SPIFFE is the Secure Production Identity Framework For Everyone. It’s an open-source standard for consistently and securely identifying software systems in dynamic and heterogeneous environments. An open-source project that is part Cloud Native Computing Foundation (CNCF) as a graduated project, SPIFFE addresses the need for a uniform, scalable, and flexible identity framework in modern, distributed systems.

The core of SPIFFE is its standard identity format, known as the SPIFFE ID, which uniquely identifies a service in a particular trust domain. SPIFFE works in tandem with the SPIFFE Runtime Environment (SPIRE), a production-ready implementation that helps to issue and manage these identities. When a workload, such as a microservice, starts up, it contacts the Workload API on a local socket or its local host to obtain an identity in the form of a short-lived SPIFFE Verifiable Identity Document (SVID). This SVID, which typically contains a workload’s SPIFFE ID and is often in the form of a machine identity such as an X.509 certificate or a JWT token, can then be presented to other workloads as a secure proof of identity. This process enables mutual TLS (mTLS) and JWT-based authentication (JSON Web Token), allowing workloads to establish trust securely and automatically with one another in dynamic and heterogeneous environments without relying on static network information or long-lived credentials.

How SPIFFE Works

SPIFFE is designed to assign a unique, cryptographically verifiable identity to each service within a system, known as a SPIFFE Verifiable ID. These identities are embodied in SPIFFE Verifiable Identity Documents (SVIDs), which services use to authenticate themselves and establish trust with other services. The framework is built to be flexible and interoperable, allowing it to function across various organizations and systems without being tied to any specific underlying infrastructure. This approach facilitates secure service-to-service communication in distributed

systems by ensuring that each service can prove its identity in a secure and standardized manner.

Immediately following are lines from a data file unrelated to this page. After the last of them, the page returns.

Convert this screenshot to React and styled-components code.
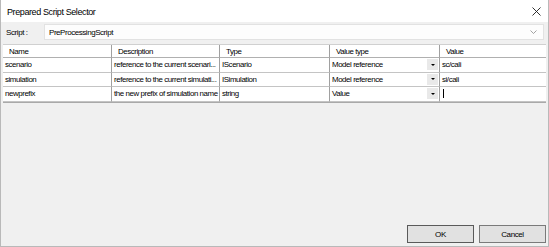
import React from "react";
import styled, { createGlobalStyle } from "styled-components";

const GlobalStyle = createGlobalStyle`
  html, body {
    margin: 0;
    padding: 0;
    background: #ffffff;
  }
  * {
    box-sizing: border-box;
  }
`;

const columns = ["Name", "Description", "Type", "Value type", "Value"];

const rows = [
  {
    name: "scenario",
    description: "reference to the current scenari...",
    type: "IScenario",
    valueType: "Model reference",
    value: "sc/cali",
  },
  {
    name: "simulation",
    description: "reference to the current simulati...",
    type: "ISimulation",
    valueType: "Model reference",
    value: "si/cali",
  },
  {
    name: "newprefix",
    description: "the new prefix of simulation name",
    type: "string",
    valueType: "Value",
    value: "",
    editing: true,
  },
];

const Window = styled.div`
  width: 549px;
  height: 247px;
  display: flex;
  flex-direction: column;
  border: 1px solid #b9b9b9;
  border-top: none;
  font-family: "Liberation Sans", Arial, sans-serif;
  color: #000;
  background: #f0f0f0;
`;

const TitleBar = styled.div`
  height: 22px;
  flex: none;
  background: #ffffff;
  display: flex;
  align-items: center;
  justify-content: space-between;
  padding: 0 7px 0 6px;
`;

const Title = styled.span`
  font-size: 9px;
  letter-spacing: -0.4px;
  padding-top: 1px;
`;

const CloseButton = styled.div`
  width: 10px;
  height: 10px;
  display: flex;
  align-items: center;
  justify-content: center;
`;

const Body = styled.div`
  flex: 1;
  display: flex;
  flex-direction: column;
  padding: 2px 2px 3px 1px;
`;

const ScriptRow = styled.div`
  display: flex;
  align-items: center;
  height: 16px;
  margin-bottom: 4px;
`;

const Label = styled.span`
  width: 42px;
  padding-left: 4px;
  font-size: 8px;
  letter-spacing: -0.4px;
`;

const Combo = styled.div`
  flex: 1;
  height: 16px;
  margin-right: 2px;
  background: #fdfdfd;
  border: 1px solid #e2e2e2;
  display: flex;
  align-items: center;
  justify-content: space-between;
  padding: 0 6px 0 4px;
  font-size: 8px;
  letter-spacing: -0.45px;
`;

const Grid = styled.div`
  display: grid;
  grid-template-columns: 109px 108px 110px 110px 1fr;
  margin-left: 1px;
  background: #ffffff;
  border-top: 1px solid #d0d0d0;
  border-bottom: 1px solid #a9a9a9;
`;

const Cell = styled.div`
  height: ${(p) => (p.$header ? "13px" : "14.5px")};
  display: flex;
  align-items: center;
  padding-left: ${(p) => (p.$header ? "6px" : "2px")};
  font-size: 7.9px;
  letter-spacing: -0.42px;
  white-space: nowrap;
  overflow: hidden;
  border-bottom: 1px solid ${(p) => (p.$header ? "#b0b0b0" : "#c4c4c4")};
  border-right: 1px solid #a0a0a0;
  &:nth-child(5n) {
    border-right: none;
  }
`;

const SelectCell = styled(Cell)`
  justify-content: space-between;
  padding-right: 1px;
`;

const DropButton = styled.div`
  width: 11px;
  height: 11px;
  background: #e9e9e9;
  display: flex;
  align-items: center;
  justify-content: center;
`;

const Caret = styled.div`
  width: 0;
  height: 0;
  border-left: 2px solid transparent;
  border-right: 2px solid transparent;
  border-top: 2px solid #000;
`;

const TextCursor = styled.span`
  display: inline-block;
  width: 1px;
  height: 9px;
  background: #000;
  margin-left: 1px;
`;

const Spacer = styled.div`
  flex: 1;
`;

const ButtonRow = styled.div`
  display: flex;
  justify-content: flex-end;
  gap: 5px;
`;

const Button = styled.button`
  width: 67px;
  height: 18px;
  background: #e1e1e1;
  border: 1px solid ${(p) => (p.$primary ? "#5a5a5a" : "#7a7a7a")};
  font-family: "Liberation Sans", Arial, sans-serif;
  font-size: 8px;
  letter-spacing: -0.4px;
  color: #000;
  padding: 0;
`;

const Chevron = () => (
  <svg width="7" height="4" viewBox="0 0 7 4">
    <path d="M0.5 0.5 L3.5 3.5 L6.5 0.5" fill="none" stroke="#8c8c8c" strokeWidth="0.8" />
  </svg>
);

const CloseIcon = () => (
  <svg width="9" height="9" viewBox="0 0 9 9">
    <path d="M0.5 0.5 L8.5 8.5 M8.5 0.5 L0.5 8.5" stroke="#1a1a1a" strokeWidth="0.9" />
  </svg>
);

export default function App() {
  return (
    <>
      <GlobalStyle />
      <Window>
        <TitleBar>
          <Title>Prepared Script Selector</Title>
          <CloseButton>
            <CloseIcon />
          </CloseButton>
        </TitleBar>
        <Body>
          <ScriptRow>
            <Label>Script :</Label>
            <Combo>
              <span>PreProcessingScript</span>
              <Chevron />
            </Combo>
          </ScriptRow>
          <Grid>
            {columns.map((c) => (
              <Cell key={c} $header>
                {c}
              </Cell>
            ))}
            {rows.map((r) => (
              <React.Fragment key={r.name}>
                <Cell>{r.name}</Cell>
                <Cell>{r.description}</Cell>
                <Cell>{r.type}</Cell>
                <SelectCell>
                  <span>{r.valueType}</span>
                  <DropButton>
                    <Caret />
                  </DropButton>
                </SelectCell>
                <Cell>{r.editing ? <TextCursor /> : r.value}</Cell>
              </React.Fragment>
            ))}
          </Grid>
          <Spacer />
          <ButtonRow>
            <Button $primary>OK</Button>
            <Button>Cancel</Button>
          </ButtonRow>
        </Body>
      </Window>
    </>
  );
}
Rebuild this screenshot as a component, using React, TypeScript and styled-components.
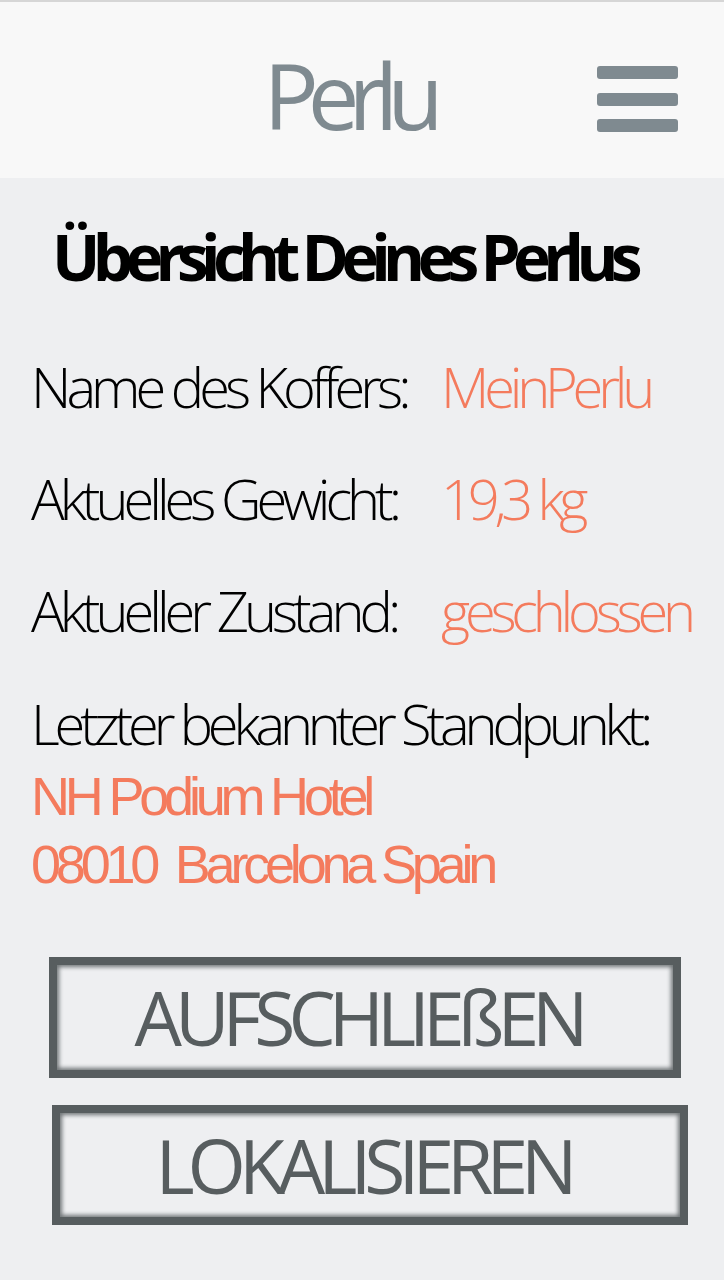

How to Solve the «Bottom Turtle» Problem

The “bottom turtle” problem refers to the challenge of securely bootstrapping identity and trust in a distributed system, especially at the lowest or initial level where no pre-existing trust exists.

SPIFFE addresses this by providing a way to bootstrap trust securely. It does this through the SPIFFE Runtime Environment (SPIRE), which is an implementation of the SPIFFE specification and serves as the trust framework, securely issuing and rotating SVIDs based on SPIFFE IDs.

In environments like Kubernetes, where services are constantly created and destroyed, SPIFFE ensures that these services can establish trust and securely communicate with each other from the moment they are deployed, solving the «bottom turtle» problem of initially establishing trusted identities.

In essence, SPIFFE provides a standardized way to create and manage workload identities in a distributed environment, which is vital for implementing zero-trust security models and solving the initial trust establishment challenge in dynamic infrastructures.